Thursday, September 21, 2006

Lovecraftian New York




I'm in the land of H.P. Lovecraft which is very exciting. Back in the days of Dymocks I had planned to do a tour of New England with a friend and visit all the significant sites that features in his short horror stories. It was to be our terror trip across America.

Now I am here I have started to read Lovecraft's short stories again and was struck by his very accurate description of New York City that echoes what I have felt about it ever since I arrived here. One must remember that Lovecraft wrote this story in the 1930s.

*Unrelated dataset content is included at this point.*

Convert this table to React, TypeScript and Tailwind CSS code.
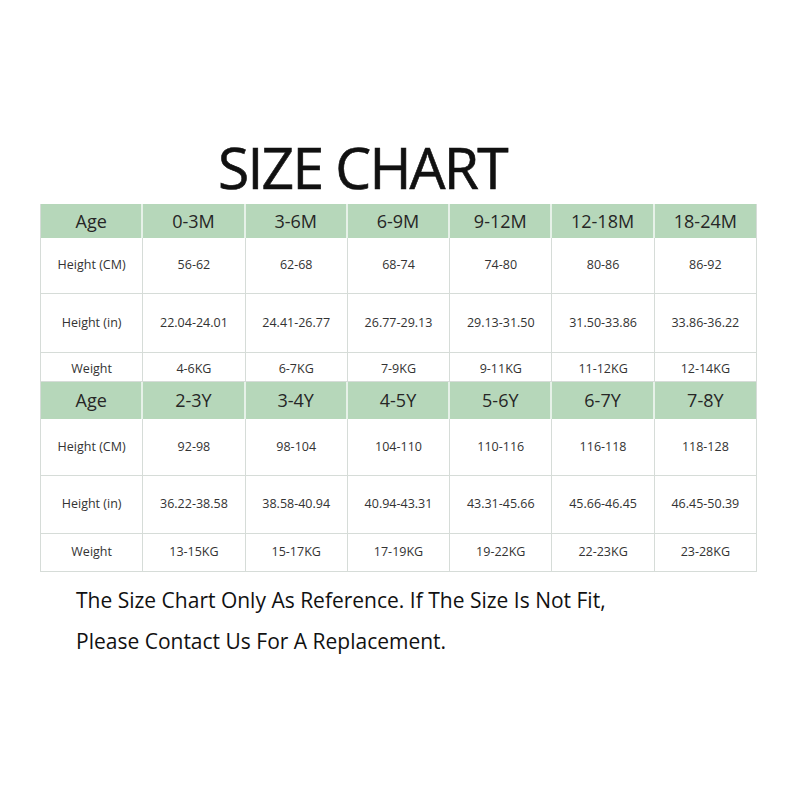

....garish daylight shewed only squalor and alienage and the noxious elephantiasis of climbing, spreading stone where the moon had hinted of loveliness and elder magic......and I saw at last a fearful truth which no one had ever dared to breathe before - the unwhisperable secret of secrets - the fact that this city of stone and stridor is not a sentient perpetuation of Old New York as London is of Old London and Paris of Old Paris, but that it is in fact quite dead, its sprawling body imperfectly embalmed and infested with queer animate things which have nothing to do with it as it was in life.
He by H.P. Lovecraft.

It is very true. Take away the people and the city is dead. There is no history or character that gives the city its own life the same way that London or Paris has. America seems obsessed with destroying the old and making as much money out of every inch they can. Rather sad really.

I visited the location mentioned in the story He. At the end of the novel the protagonist is found, broken and bleeding on Perry Street, having emerged from a black courtyard. I walked the breadth of Perry street and whilst it is a nice tree lined street in the West Village, it does not give one much of a feel for the Perry street of the 1930s apart from a small section of cobbled road and the occasional flourish that the residents have added to their entrances.

Monday, September 11, 2006

Slaughtering Lambs


To continue on the theme of horror movies, I would like to mention a little pub (or bar as they like to call them here) a stones throw from the Christopher street Path station on the corner of Barrow and Jones. Its THE SLAUGHTERED LAMB. This bar was introduced to us last week by Scott who then took us to the Jekyll and Hyde themed restaurant (it was a thoroughly enjoyable experience - the animatronic shows and actorial distractions must be witnessed for their sheer B grade tackiness). We were so impressed by the pub that we returned on Saturday for a bottle of Witchwood Breweries Scarecrow (a tasty Golden Pale Ale) that unfortunately turned out to be much more expensive than we expected by enjoyed nonetheless.

The denizens of THE SLAUGHTERED LAMB are the usual mob you would find in any American bar, but it is the cramped little pub that makes the experience the most enjoyable. When I say cramped, I am exaggerating - there is not that much space. If the door to the gents bathroom is left slightly ajar the door to the ladies becomes wedged and vice versa. Its quite a delightful little bar to spend an afternoon drinking and watching people walking up and down one of West Villages side streets. It is completely wooden paneled, dark, low ceilinged, and every nook and cranny is festooned with little collectible memorabilia such as bobsleds, cricket bats, old bottles and the like.

Cricket bats? May well you be shocked! As Scott pointed out, this may be the only bar in New York that contains a cricket bat. But why?

For those horror buffs out there. They will have twigged at the name of the bar. Yes, that's right, THE SLAUGHTERED LAMB is the name of the lone pub standing on the misty Yorkshire moors in the movie AN AMERICAN WEREWOLF IN LONDON. To that effect, movie posters and scene photographs can be found in the pub in the most unlikely places. The wonderful part about the pub in the movie for those with a good memory, is that Rik Mayall plays a drunken and surly Yorkshireman who warns the hero about the evil menace that prowls the moors at night.

Moving on from the bar we get to American beer. Unfortunately, like American coffee, it is quite terrible. About the best you will find is Millers draft, everything else leaves much to be desired on the palate. This would explain why everyone drinks Coronas here, even though it is a second rate Mexican beer. We managed to find a fairly decent pale ale on tap called Blue Moon, but in keeping with American's inability to make a decent drop its brewed in Canada.
What I wouldn't give for a nice pint of Cascade Pale.

Parades






I started the Fashion Design course last week, and although it was merely an introduction class, it looks like it will be very enjoyable. On saturday we went into the city to buy some art supplies that I needed (namely a sketch board, newprint and charcoals). It actually felt good to walk around carrying a portfolio bag and have a legitimate reason to. I should also be able to spend plenty of time working on this course as the US department responsible for processing my work permit is only up to applications submitted at the start of June (I submitted mine at the start of August).

On saturday we caught the Deitch Projects Art Parade, only largely compelling because Fischerspooner was playing on a float. As you can see from the photos, there was some very interesting, if not occasionally bizarre attractions. They ranged from the well thought out and spectacular displays (such as Fischerspooner's float that spewed glitter out into the crowds from air cannons, a bunch of toilet bicycles, and Brooklyn high school marching band) to the disturbingly lame (unfortunately I have no examples, they have been erased from my mind).